Part 1: Microeconomics

This section focuses on the behavior of individual economic agents.

 * Introduction to Scarcity and Choice:

   * Scarcity: The fundamental economic problem where resources are limited but wants are unlimited.

   * Opportunity Cost: The value of the next best alternative that is forgone when a choice is made.

   * Production Possibilities Frontier (PPF): A model illustrating trade-offs and efficiency.

 * Supply and Demand:

   * Demand: The relationship between the price of a good and the quantity consumers are willing and able to buy.

   * Supply: The relationship between the price of a good and the quantity producers are willing and able to sell.

   * Market Equilibrium: The point where the quantity demanded equals the quantity supplied.

   * Market Interventions: The effects of price ceilings, price floors, and taxes.

 * Elasticity:

   * Price Elasticity of Demand/Supply: Measures the responsiveness of quantity demanded/supplied to changes in price.

   * Income and Cross-price Elasticity: Measures the responsiveness to changes in income and the price of related goods.

 * Consumer Theory:

   * Utility and Marginal Utility: Explains how consumers make choices to maximize satisfaction.

   * Indifference Curves and Budget Constraints: A graphical representation of consumer choice.

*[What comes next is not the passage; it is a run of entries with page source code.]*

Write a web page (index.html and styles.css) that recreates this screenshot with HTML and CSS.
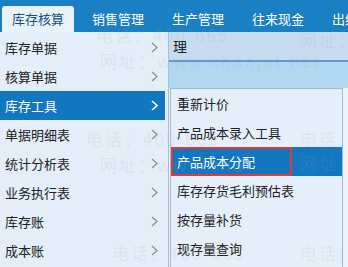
FILE: index.html
```html
<!DOCTYPE html>
<html lang="zh-CN">
<head>
  <meta charset="UTF-8">
  <title>库存核算</title>
  <link rel="stylesheet" href="styles.css">
</head>
<body>

  <div class="app">
    <!-- top navigation -->
    <div class="topbar">
      <div class="tab active">库存核算</div>
      <div class="tab">销售管理</div>
      <div class="tab">生产管理</div>
      <div class="tab">往来现金</div>
      <div class="tab">出纳管理</div>
    </div>

    <div class="main">
      <ul class="menu">
        <li>库存单据<svg class="arrow" viewBox="0 0 7 11"><polyline points="1,1 6,5.5 1,10"/></svg></li>
        <li>核算单据<svg class="arrow" viewBox="0 0 7 11"><polyline points="1,1 6,5.5 1,10"/></svg></li>
        <li class="on">库存工具<svg class="arrow" viewBox="0 0 7 11"><polyline points="1,1 6,5.5 1,10"/></svg></li>
        <li>单据明细表<svg class="arrow" viewBox="0 0 7 11"><polyline points="1,1 6,5.5 1,10"/></svg></li>
        <li>统计分析表<svg class="arrow" viewBox="0 0 7 11"><polyline points="1,1 6,5.5 1,10"/></svg></li>
        <li>业务执行表<svg class="arrow" viewBox="0 0 7 11"><polyline points="1,1 6,5.5 1,10"/></svg></li>
        <li>库存账<svg class="arrow" viewBox="0 0 7 11"><polyline points="1,1 6,5.5 1,10"/></svg></li>
        <li>成本账<svg class="arrow" viewBox="0 0 7 11"><polyline points="1,1 6,5.5 1,10"/></svg></li>
      </ul>

      <div class="content">
        <div class="title-band">理</div>
        <div class="sub-band"></div>
        <ul class="submenu">
          <li>重新计价</li>
          <li>产品成本录入工具</li>
          <li class="on"><span class="mark">产品成本分配</span></li>
          <li>库存存货毛利预估表</li>
          <li>按存量补货</li>
          <li>现存量查询</li>
        </ul>
      </div>
    </div>

    <!-- faint watermark over the page -->
    <div class="wm" style="left:96px;top:22px">电话：400-665</div>
    <div class="wm" style="left:100px;top:48px">网址：www.chanjet.net</div>
    <div class="wm" style="left:300px;top:27px">网址：</div>
    <div class="wm" style="left:86px;top:126px">电话：400-665</div>
    <div class="wm" style="left:100px;top:152px">网址：www.cha</div>
    <div class="wm" style="left:300px;top:126px">电话：</div>
    <div class="wm" style="left:300px;top:150px">网址：</div>
    <div class="wm" style="left:112px;top:240px">电话：400-665</div>
    <div class="wm" style="left:300px;top:240px">电话：</div>
  </div>

</body>
</html>
```

FILE: styles.css
```css
body {
  margin: 0;
  font-family: "Noto Sans CJK SC", "Noto Sans", sans-serif;
  font-size: 13px;
  color: #222;
  background: #eef3f8;
}
ul {
  list-style: none;
  margin: 0;
  padding: 0;
}
.app {
  position: relative;
  width: 348px;
  height: 267px;
  overflow: hidden;
}

/* top bar */
.topbar {
  display: flex;
  align-items: flex-end;
  height: 32px;
  padding-left: 2px;
  background: #1b7fc3;
  white-space: nowrap;
}
.tab {
  flex: none;
  width: 72px;
  height: 26px;
  line-height: 26px;
  margin-right: 8px;
  text-align: center;
  font-size: 13px;
  color: #fff;
}
.tab.active {
  background: #e9f2fb;
  color: #1d4f7e;
  border-radius: 3px 3px 0 0;
}

.main {
  display: flex;
  height: 235px;
}

/* left menu */
.menu {
  flex: none;
  width: 165px;
  padding: 1px 3px 0 0;
  background: #e3eef9;
  border-right: 1px solid #a7bfd6;
}
.menu li {
  display: flex;
  align-items: center;
  justify-content: space-between;
  height: 29px;
  padding: 0 7px 0 5px;
}
.menu li.on {
  background: #1377bf;
  color: #fff;
}
.arrow {
  width: 7px;
  height: 11px;
  fill: none;
  stroke: #8c8c8c;
  stroke-width: 1.2;
}
.menu li.on .arrow {
  stroke: #fff;
  stroke-width: 1.6;
}

/* content area */
.content {
  flex: 1;
  display: flex;
  flex-direction: column;
}
.title-band {
  height: 28px;
  line-height: 28px;
  padding-left: 4px;
  font-size: 14px;
  background: #c6dcf0;
  border-bottom: 2px solid #5e9ccf;
}
.sub-band {
  height: 26px;
  background: #b2d7f0;
}
.submenu {
  flex: 1;
  margin: 0 5px 0 1px;
  background: #e5effa;
  border: 1px solid #a3bbd2;
  border-bottom: none;
}
.submenu li {
  height: 29px;
  line-height: 29px;
  padding-left: 6px;
}
.submenu li.on {
  padding-left: 0;
  background: #1377bf;
  color: #fff;
}
.mark {
  display: block;
  box-sizing: border-box;
  width: 121px;
  height: 29px;
  line-height: 25px;
  padding-left: 4px;
  border: 2px solid #e23a3a;
}

/* watermark */
.wm {
  position: absolute;
  font-size: 17px;
  letter-spacing: 2px;
  color: rgba(160, 160, 160, 0.15);
  white-space: nowrap;
  pointer-events: none;
}
```
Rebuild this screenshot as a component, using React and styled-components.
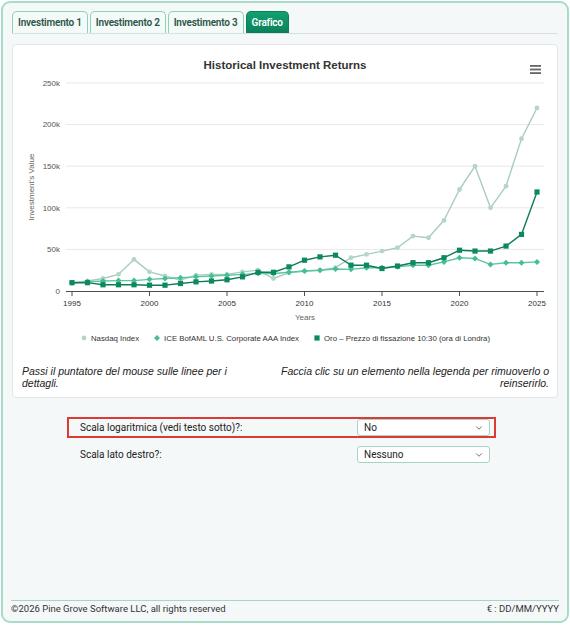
import styled, { createGlobalStyle } from "styled-components";
import { ChevronDown } from "lucide-react";

const GlobalStyle = createGlobalStyle`
  html, body { margin: 0; padding: 0; background: #ffffff; }
  body { font-family: Roboto, "Liberation Sans", sans-serif; color: #333; }
  * { box-sizing: border-box; }
`;

// data in thousands, 1995..2025
const YEARS = Array.from({ length: 31 }, (_, i) => 1995 + i);
const SERIES = [
  {
    name: "Nasdaq Index",
    line: "#a9ccbf",
    fill: "#b3d6c9",
    marker: "circle",
    values: [10, 12, 15, 20, 38, 23, 18, 13, 19, 20, 20, 23, 25, 15, 22, 24, 25, 28, 40, 44, 48, 52, 66, 64, 85, 122, 150, 100, 126, 183, 220],
  },
  {
    name: "ICE BofAML U.S. Corporate AAA Index",
    line: "#5cc8a0",
    fill: "#45be91",
    marker: "diamond",
    values: [10, 11, 12, 12.5, 12.5, 14, 15, 16, 17, 18, 19, 20, 21, 21, 22.5, 24, 25, 26.5, 26, 28, 28, 29, 31, 31, 35, 40, 39, 32, 34, 34, 35],
  },
  {
    name: "Oro – Prezzo di fissazione 10:30 (ora di Londra)",
    line: "#0f7b55",
    fill: "#0b8a5c",
    marker: "square",
    values: [10, 10, 7.5, 7.5, 7.5, 7, 7, 9, 11, 12, 13.5, 17, 22.5, 22.5, 29, 37, 41, 43, 31, 31, 27, 30, 34, 34, 40, 49, 48, 48, 54, 68, 119],
  },
];

const xPos = (year) => 72 + (year - 1995) * 15.5;
const yPos = (k) => 291 - (k / 250) * 208;

function Marker({ type, x, y, fill }) {
  if (type === "circle") return <circle cx={x} cy={y} r="2.4" fill={fill} />;
  if (type === "diamond")
    return <path d={`M${x} ${y - 3}L${x + 3} ${y}L${x} ${y + 3}L${x - 3} ${y}Z`} fill={fill} />;
  return <rect x={x - 2.6} y={y - 2.6} width="5.2" height="5.2" fill={fill} />;
}

function Chart() {
  const ticks = [0, 50, 100, 150, 200, 250];
  const labels = [1995, 2000, 2005, 2010, 2015, 2020, 2025];
  return (
    <PlotSvg viewBox="13 78 544 247" width="544" height="247">
      {ticks.slice(1).map((t) => (
        <line key={t} x1="66" x2="544" y1={yPos(t)} y2={yPos(t)} stroke="#e8e8e8" strokeWidth="1" />
      ))}
      {ticks.map((t) => (
        <text key={t} x="60" y={yPos(t)} dy="0.35em" textAnchor="end" fontSize="8" fill="#555">
          {t === 0 ? "0" : `${t}k`}
        </text>
      ))}
      <text
        x="34"
        y="187"
        transform="rotate(-90 34 187)"
        textAnchor="middle"
        fontSize="8"
        fill="#666"
      >
        Investment's Value
      </text>
      <line x1="66" x2="544" y1="291.5" y2="291.5" stroke="#4d4d4d" strokeWidth="1" />
      {labels.map((y) => (
        <g key={y}>
          <line x1={xPos(y)} x2={xPos(y)} y1="291.5" y2="296" stroke="#4d4d4d" strokeWidth="1" />
          <text x={xPos(y)} y="303" dy="0.35em" textAnchor="middle" fontSize="8" fill="#333">
            {y}
          </text>
        </g>
      ))}
      <text x="305" y="317" dy="0.35em" textAnchor="middle" fontSize="8" fill="#666">
        Years
      </text>
      {SERIES.map((s) => (
        <g key={s.name}>
          <polyline
            points={s.values.map((v, i) => `${xPos(YEARS[i])},${yPos(v)}`).join(" ")}
            fill="none"
            stroke={s.line}
            strokeWidth="1.4"
            strokeLinejoin="round"
          />
          {s.values.map((v, i) => (
            <Marker key={i} type={s.marker} x={xPos(YEARS[i])} y={yPos(v)} fill={s.fill} />
          ))}
        </g>
      ))}
    </PlotSvg>
  );
}

export default function App() {
  const tabs = ["Investimento 1", "Investimento 2", "Investimento 3", "Grafico"];
  return (
    <>
      <GlobalStyle />
      <Frame>
        <TabBar>
          {tabs.map((t) => (
            <Tab key={t} $active={t === "Grafico"}>
              {t}
            </Tab>
          ))}
        </TabBar>

        <Card>
          <ChartHeader>
            <span />
            <Title>Historical Investment Returns</Title>
            <MenuButton aria-label="menu">
              <svg width="11" height="9" viewBox="0 0 11 9">
                <rect x="0" y="0" width="11" height="1.8" fill="#666" />
                <rect x="0" y="3.6" width="11" height="1.8" fill="#666" />
                <rect x="0" y="7.2" width="11" height="1.8" fill="#666" />
              </svg>
            </MenuButton>
          </ChartHeader>
          <Chart />
          <Legend>
            {SERIES.map((s) => (
              <LegendItem key={s.name}>
                <svg width="8" height="8" viewBox="0 0 8 8">
                  <Marker type={s.marker} x={4} y={4} fill={s.fill} />
                </svg>
                {s.name}
              </LegendItem>
            ))}
          </Legend>
          <Notes>
            <Note>Passi il puntatore del mouse sulle linee per i dettagli.</Note>
            <Note $right>Faccia clic su un elemento nella legenda per rimuoverlo o reinserirlo.</Note>
          </Notes>
        </Card>

        <Options>
          <OptionRow $highlight>
            <OptionLabel>Scala logaritmica (vedi testo sotto)?:</OptionLabel>
            <Select>
              No
              <ChevronDown size={10} strokeWidth={2} color="#555" />
            </Select>
          </OptionRow>
          <OptionRow>
            <OptionLabel>Scala lato destro?:</OptionLabel>
            <Select>
              Nessuno
              <ChevronDown size={10} strokeWidth={2} color="#555" />
            </Select>
          </OptionRow>
        </Options>

        <Footer>
          <span>©2026 Pine Grove Software LLC, all rights reserved</span>
          <span>€ : DD/MM/YYYY</span>
        </Footer>
      </Frame>
    </>
  );
}

const Frame = styled.div`
  margin: 1px;
  width: 568px;
  height: 622px;
  border: 2px solid #a8dcc9;
  border-radius: 9px;
  background: #f5f8f9;
  padding: 8px 9px 0 9px;
  display: flex;
  flex-direction: column;
`;

const TabBar = styled.div`
  display: flex;
  align-items: flex-end;
  gap: 2px;
  height: 23px;
  border-bottom: 1px solid #dcdfe1;
`;

const Tab = styled.div`
  height: 22px;
  padding: 0 5px;
  display: flex;
  align-items: center;
  border: 1px solid ${(p) => (p.$active ? "#0b7f57" : "#8fd0b8")};
  border-bottom: none;
  border-radius: 5px 5px 0 0;
  background: ${(p) => (p.$active ? "linear-gradient(#13a171, #0a7f58)" : "#f3faf8")};
  color: ${(p) => (p.$active ? "#ffffff" : "#2c5348")};
  font-size: 10px;
  font-weight: 600;
  letter-spacing: -0.2px;
  white-space: nowrap;
`;

const Card = styled.div`
  margin-top: 10px;
  height: 354px;
  background: #ffffff;
  border: 1px solid #e2e6e8;
  border-radius: 4px;
  display: flex;
  flex-direction: column;
`;

const ChartHeader = styled.div`
  height: 33px;
  display: grid;
  grid-template-columns: 1fr auto 1fr;
  align-items: start;
`;

const Title = styled.div`
  margin-top: 13px;
  font-family: "Liberation Sans", Arial, sans-serif;
  font-size: 11.5px;
  font-weight: 700;
  line-height: 14px;
  color: #333;
`;

const MenuButton = styled.div`
  justify-self: end;
  margin: 20px 16px 0 0;
  display: flex;
`;

const PlotSvg = styled.svg`
  display: block;
  font-family: "Liberation Sans", Arial, sans-serif;
`;

const Legend = styled.div`
  margin-top: 7px;
  height: 12px;
  display: flex;
  justify-content: center;
  align-items: center;
  gap: 14px;
  font-family: "Liberation Sans", Arial, sans-serif;
  font-size: 7.8px;
  color: #333;
`;

const LegendItem = styled.div`
  display: flex;
  align-items: center;
  gap: 3px;
`;

const Notes = styled.div`
  margin-top: 21px;
  padding: 0 8px 0 9px;
  display: grid;
  grid-template-columns: 230px 1fr;
  gap: 10px;
`;

const Note = styled.p`
  margin: 0;
  font-family: "Liberation Sans", Arial, sans-serif;
  font-style: italic;
  font-size: 10.5px;
  line-height: 12px;
  color: #222;
  text-align: ${(p) => (p.$right ? "right" : "left")};
`;

const Options = styled.div`
  flex: 1;
  padding: 19px 0 0 55px;
  display: flex;
  flex-direction: column;
  gap: 6px;
`;

const OptionRow = styled.div`
  width: 429px;
  height: 21px;
  padding: 0 4px 0 11px;
  display: flex;
  align-items: center;
  justify-content: space-between;
  border: 2px solid ${(p) => (p.$highlight ? "#dc3a34" : "transparent")};
`;

const OptionLabel = styled.span`
  font-size: 10px;
  color: #222;
`;

const Select = styled.div`
  width: 133px;
  height: 17px;
  padding: 0 5px 0 6px;
  display: flex;
  align-items: center;
  justify-content: space-between;
  background: #ffffff;
  border: 1px solid #a6d5c4;
  border-radius: 3px;
  font-size: 10px;
  color: #222;
`;

const Footer = styled.div`
  height: 21px;
  padding-top: 2px;
  border-top: 1px solid #a9d3c4;
  display: flex;
  justify-content: space-between;
  font-size: 9.5px;
  line-height: 12px;
  color: #333;
  margin: 0 -1px;
`;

 * Producer Theory (Firms and Production):

   * Production Costs: Analysis of fixed, variable, total, average, and marginal costs.

   * Market Structures:

     * Perfect Competition: Many buyers and sellers, identical products.

     * Monopoly: A single seller dominates the market.

     * Monopolistic Competition: Many firms, but with differentiated products.

     * Oligopoly: A few large firms dominate the market, often leading to strategic interaction (e.g., Game Theory).

 * Market Failures and Government Intervention:

   * Externalities: Positive and negative side effects of production or consumption (e.g., pollution).

   * Public Goods: Goods that are non-excludable and non-rivalrous (e.g., national defense).